Exercise task:
Quote every line below exactly and skip any picture.

The records:

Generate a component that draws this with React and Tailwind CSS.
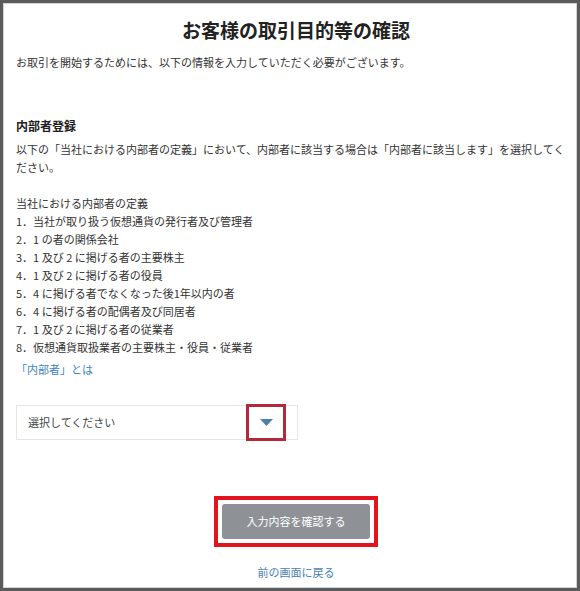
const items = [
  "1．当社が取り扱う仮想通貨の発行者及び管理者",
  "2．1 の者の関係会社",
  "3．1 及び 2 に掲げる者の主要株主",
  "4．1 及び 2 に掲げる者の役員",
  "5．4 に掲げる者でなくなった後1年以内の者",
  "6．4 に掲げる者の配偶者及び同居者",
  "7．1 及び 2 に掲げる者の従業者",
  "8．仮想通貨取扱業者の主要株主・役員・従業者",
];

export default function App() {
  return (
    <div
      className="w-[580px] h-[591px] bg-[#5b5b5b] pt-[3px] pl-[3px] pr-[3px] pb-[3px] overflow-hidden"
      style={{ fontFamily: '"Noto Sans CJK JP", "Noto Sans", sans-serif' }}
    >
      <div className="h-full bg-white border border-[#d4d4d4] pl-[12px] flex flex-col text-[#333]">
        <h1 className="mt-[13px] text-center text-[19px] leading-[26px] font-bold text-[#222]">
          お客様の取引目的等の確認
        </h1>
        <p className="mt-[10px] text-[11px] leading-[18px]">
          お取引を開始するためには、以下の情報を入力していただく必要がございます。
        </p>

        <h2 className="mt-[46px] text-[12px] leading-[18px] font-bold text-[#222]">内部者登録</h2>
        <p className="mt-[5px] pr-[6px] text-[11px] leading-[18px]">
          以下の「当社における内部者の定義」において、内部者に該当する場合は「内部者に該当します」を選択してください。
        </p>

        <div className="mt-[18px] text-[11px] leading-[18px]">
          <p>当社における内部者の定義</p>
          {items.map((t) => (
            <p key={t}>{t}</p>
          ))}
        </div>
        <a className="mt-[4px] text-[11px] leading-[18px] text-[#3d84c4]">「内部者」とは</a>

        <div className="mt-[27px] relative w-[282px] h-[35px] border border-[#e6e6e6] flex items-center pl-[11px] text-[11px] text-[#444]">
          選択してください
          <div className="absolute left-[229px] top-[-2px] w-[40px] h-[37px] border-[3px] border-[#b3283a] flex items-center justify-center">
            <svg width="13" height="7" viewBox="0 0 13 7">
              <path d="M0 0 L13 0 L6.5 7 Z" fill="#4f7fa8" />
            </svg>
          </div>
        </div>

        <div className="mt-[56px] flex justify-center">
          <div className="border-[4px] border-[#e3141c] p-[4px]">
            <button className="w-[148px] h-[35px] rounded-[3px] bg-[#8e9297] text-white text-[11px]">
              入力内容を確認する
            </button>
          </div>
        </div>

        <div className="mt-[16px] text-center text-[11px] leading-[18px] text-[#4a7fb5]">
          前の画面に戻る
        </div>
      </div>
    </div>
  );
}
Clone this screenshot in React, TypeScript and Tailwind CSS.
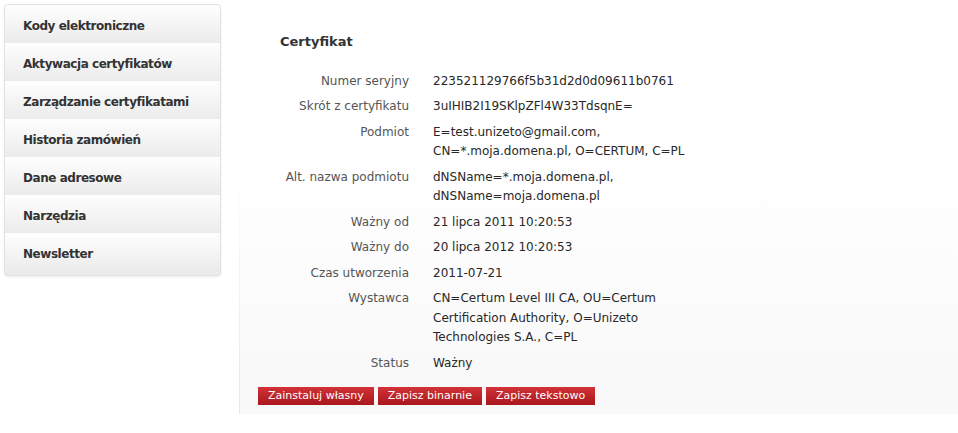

Answer for the task:
Generate a component that draws this with React and Tailwind CSS.
const items = [
  "1．当社が取り扱う仮想通貨の発行者及び管理者",
  "2．1 の者の関係会社",
  "3．1 及び 2 に掲げる者の主要株主",
  "4．1 及び 2 に掲げる者の役員",
  "5．4 に掲げる者でなくなった後1年以内の者",
  "6．4 に掲げる者の配偶者及び同居者",
  "7．1 及び 2 に掲げる者の従業者",
  "8．仮想通貨取扱業者の主要株主・役員・従業者",
];

export default function App() {
  return (
    <div
      className="w-[580px] h-[591px] bg-[#5b5b5b] pt-[3px] pl-[3px] pr-[3px] pb-[3px] overflow-hidden"
      style={{ fontFamily: '"Noto Sans CJK JP", "Noto Sans", sans-serif' }}
    >
      <div className="h-full bg-white border border-[#d4d4d4] pl-[12px] flex flex-col text-[#333]">
        <h1 className="mt-[13px] text-center text-[19px] leading-[26px] font-bold text-[#222]">
          お客様の取引目的等の確認
        </h1>
        <p className="mt-[10px] text-[11px] leading-[18px]">
          お取引を開始するためには、以下の情報を入力していただく必要がございます。
        </p>

        <h2 className="mt-[46px] text-[12px] leading-[18px] font-bold text-[#222]">内部者登録</h2>
        <p className="mt-[5px] pr-[6px] text-[11px] leading-[18px]">
          以下の「当社における内部者の定義」において、内部者に該当する場合は「内部者に該当します」を選択してください。
        </p>

        <div className="mt-[18px] text-[11px] leading-[18px]">
          <p>当社における内部者の定義</p>
          {items.map((t) => (
            <p key={t}>{t}</p>
          ))}
        </div>
        <a className="mt-[4px] text-[11px] leading-[18px] text-[#3d84c4]">「内部者」とは</a>

        <div className="mt-[27px] relative w-[282px] h-[35px] border border-[#e6e6e6] flex items-center pl-[11px] text-[11px] text-[#444]">
          選択してください
          <div className="absolute left-[229px] top-[-2px] w-[40px] h-[37px] border-[3px] border-[#b3283a] flex items-center justify-center">
            <svg width="13" height="7" viewBox="0 0 13 7">
              <path d="M0 0 L13 0 L6.5 7 Z" fill="#4f7fa8" />
            </svg>
          </div>
        </div>

        <div className="mt-[56px] flex justify-center">
          <div className="border-[4px] border-[#e3141c] p-[4px]">
            <button className="w-[148px] h-[35px] rounded-[3px] bg-[#8e9297] text-white text-[11px]">
              入力内容を確認する
            </button>
          </div>
        </div>

        <div className="mt-[16px] text-center text-[11px] leading-[18px] text-[#4a7fb5]">
          前の画面に戻る
        </div>
      </div>
    </div>
  );
}
Clone this screenshot in React, TypeScript and Tailwind CSS.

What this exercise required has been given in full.